- What to work on:
In the listing below, identify each line with the word "code" and return those lines.

** begin Provided entries **

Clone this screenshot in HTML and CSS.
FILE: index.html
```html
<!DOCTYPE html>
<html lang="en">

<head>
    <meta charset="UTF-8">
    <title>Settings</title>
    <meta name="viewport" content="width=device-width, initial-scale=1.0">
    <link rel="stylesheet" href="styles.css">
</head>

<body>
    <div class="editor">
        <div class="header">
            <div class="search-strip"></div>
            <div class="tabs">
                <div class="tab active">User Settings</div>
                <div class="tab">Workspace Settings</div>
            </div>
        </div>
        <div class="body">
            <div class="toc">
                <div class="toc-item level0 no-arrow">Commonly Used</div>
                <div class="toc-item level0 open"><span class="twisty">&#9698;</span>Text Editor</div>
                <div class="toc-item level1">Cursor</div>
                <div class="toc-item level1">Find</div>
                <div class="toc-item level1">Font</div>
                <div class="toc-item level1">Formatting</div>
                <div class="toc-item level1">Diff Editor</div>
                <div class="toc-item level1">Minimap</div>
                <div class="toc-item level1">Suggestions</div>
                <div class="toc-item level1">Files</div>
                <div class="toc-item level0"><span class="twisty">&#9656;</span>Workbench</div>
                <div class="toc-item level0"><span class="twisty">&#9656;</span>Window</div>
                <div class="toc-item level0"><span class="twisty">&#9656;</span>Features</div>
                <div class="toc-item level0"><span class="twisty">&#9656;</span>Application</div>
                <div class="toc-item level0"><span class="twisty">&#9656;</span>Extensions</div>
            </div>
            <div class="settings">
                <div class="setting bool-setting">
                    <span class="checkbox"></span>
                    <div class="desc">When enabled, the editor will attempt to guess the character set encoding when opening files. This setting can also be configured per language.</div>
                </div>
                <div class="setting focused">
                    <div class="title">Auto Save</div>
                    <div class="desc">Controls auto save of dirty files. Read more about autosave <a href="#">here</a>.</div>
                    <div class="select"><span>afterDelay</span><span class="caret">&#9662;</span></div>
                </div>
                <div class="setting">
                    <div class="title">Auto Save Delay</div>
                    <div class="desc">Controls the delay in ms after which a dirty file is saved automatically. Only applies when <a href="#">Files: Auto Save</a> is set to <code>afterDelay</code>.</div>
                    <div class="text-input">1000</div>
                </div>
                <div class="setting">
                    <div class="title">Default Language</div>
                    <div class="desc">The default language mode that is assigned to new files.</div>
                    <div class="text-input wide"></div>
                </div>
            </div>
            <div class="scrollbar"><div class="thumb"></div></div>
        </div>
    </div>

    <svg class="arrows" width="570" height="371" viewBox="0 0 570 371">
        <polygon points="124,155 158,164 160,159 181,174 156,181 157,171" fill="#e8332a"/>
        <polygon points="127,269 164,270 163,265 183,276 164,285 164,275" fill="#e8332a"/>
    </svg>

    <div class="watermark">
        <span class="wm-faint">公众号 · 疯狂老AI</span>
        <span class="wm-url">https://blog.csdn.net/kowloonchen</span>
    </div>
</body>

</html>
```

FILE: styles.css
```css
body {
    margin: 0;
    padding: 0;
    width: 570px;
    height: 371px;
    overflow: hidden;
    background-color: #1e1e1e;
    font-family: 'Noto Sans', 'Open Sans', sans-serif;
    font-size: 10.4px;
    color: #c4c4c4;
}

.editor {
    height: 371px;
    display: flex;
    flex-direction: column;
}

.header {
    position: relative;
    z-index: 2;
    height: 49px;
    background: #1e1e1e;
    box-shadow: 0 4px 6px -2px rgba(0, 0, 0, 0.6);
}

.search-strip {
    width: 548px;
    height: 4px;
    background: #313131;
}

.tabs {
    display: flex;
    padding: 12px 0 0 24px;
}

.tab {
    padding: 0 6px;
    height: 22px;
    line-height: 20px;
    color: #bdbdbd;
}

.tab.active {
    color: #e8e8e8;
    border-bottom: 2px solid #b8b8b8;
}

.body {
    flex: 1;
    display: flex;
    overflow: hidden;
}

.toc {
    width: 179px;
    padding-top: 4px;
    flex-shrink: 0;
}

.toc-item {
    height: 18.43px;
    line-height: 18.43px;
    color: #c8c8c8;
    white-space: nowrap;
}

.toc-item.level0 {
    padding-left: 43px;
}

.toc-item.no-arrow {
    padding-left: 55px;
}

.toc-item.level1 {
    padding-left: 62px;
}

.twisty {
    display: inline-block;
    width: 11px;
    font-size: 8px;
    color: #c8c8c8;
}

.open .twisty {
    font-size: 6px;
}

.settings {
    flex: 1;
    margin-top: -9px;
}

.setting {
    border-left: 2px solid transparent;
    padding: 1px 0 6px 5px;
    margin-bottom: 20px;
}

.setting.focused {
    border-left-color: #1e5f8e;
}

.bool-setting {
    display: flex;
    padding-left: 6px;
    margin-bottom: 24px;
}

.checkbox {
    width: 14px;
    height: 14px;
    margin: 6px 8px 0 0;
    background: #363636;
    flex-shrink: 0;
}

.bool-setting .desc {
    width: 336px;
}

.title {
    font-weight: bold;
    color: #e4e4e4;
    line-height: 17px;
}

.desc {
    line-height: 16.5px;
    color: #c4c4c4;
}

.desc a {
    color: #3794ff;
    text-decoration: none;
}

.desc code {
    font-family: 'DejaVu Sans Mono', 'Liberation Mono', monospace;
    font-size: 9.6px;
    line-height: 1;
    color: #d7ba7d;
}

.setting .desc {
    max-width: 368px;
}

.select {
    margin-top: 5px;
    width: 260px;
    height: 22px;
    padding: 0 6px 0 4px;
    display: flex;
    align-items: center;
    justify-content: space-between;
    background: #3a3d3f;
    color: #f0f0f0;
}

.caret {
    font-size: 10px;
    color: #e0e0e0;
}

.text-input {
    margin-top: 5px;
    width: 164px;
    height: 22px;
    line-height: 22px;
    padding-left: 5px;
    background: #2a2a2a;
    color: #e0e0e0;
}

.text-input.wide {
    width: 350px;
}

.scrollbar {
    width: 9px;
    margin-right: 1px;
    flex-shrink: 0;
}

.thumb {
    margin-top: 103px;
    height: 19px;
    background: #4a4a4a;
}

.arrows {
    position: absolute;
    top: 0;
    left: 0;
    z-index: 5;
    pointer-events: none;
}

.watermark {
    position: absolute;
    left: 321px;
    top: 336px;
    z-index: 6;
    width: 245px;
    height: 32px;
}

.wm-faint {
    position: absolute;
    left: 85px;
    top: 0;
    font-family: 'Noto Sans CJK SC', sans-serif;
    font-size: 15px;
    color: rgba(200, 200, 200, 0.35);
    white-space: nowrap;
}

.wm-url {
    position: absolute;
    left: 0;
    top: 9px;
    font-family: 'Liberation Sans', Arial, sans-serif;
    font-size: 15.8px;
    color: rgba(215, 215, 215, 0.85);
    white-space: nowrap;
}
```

** end Provided entries **
** begin Provided entries **

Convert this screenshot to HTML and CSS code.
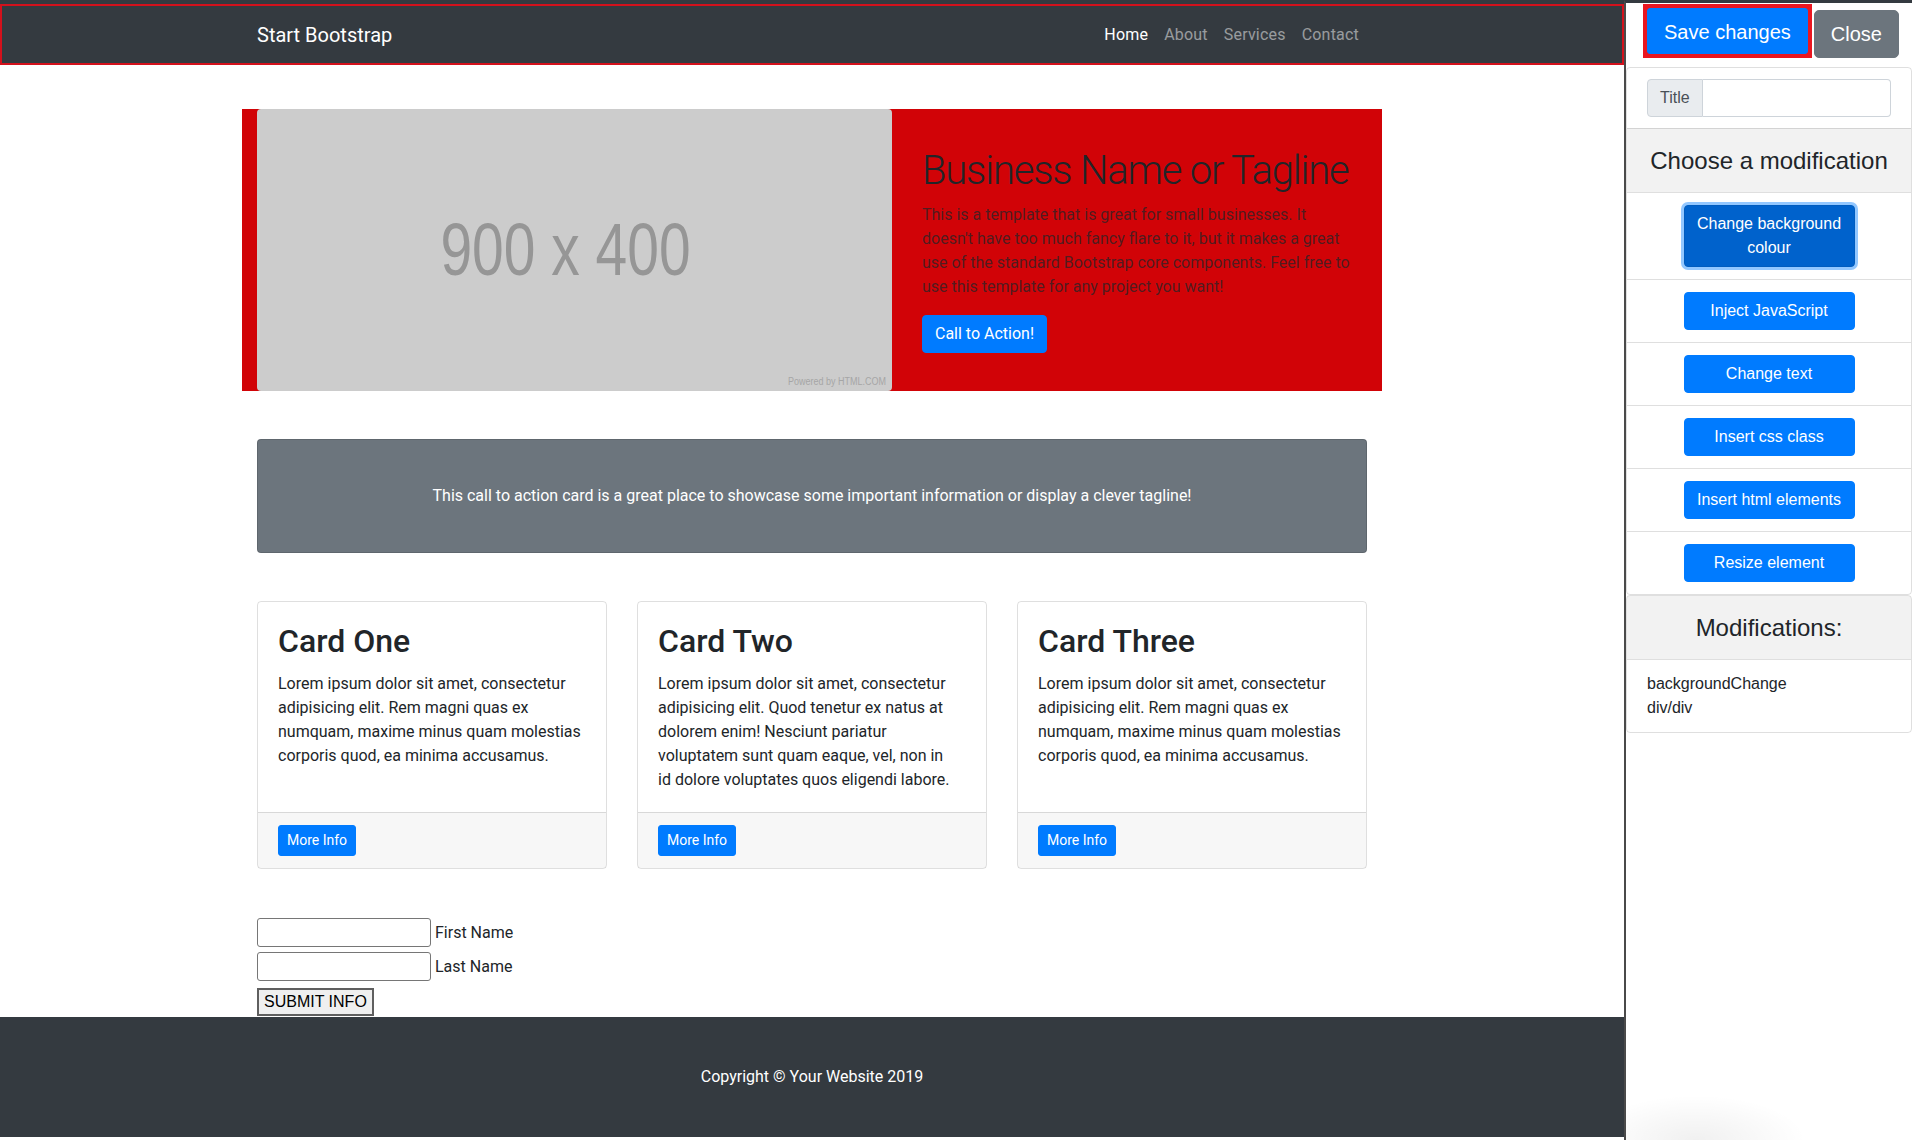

** end Provided entries **

- Solved problem:
                    <div class="desc">Controls the delay in ms after which a dirty file is saved automatically. Only applies when <a href="#">Files: Auto Save</a> is set to <code>afterDelay</code>.</div>
.desc code {
Convert this screenshot to HTML and CSS code.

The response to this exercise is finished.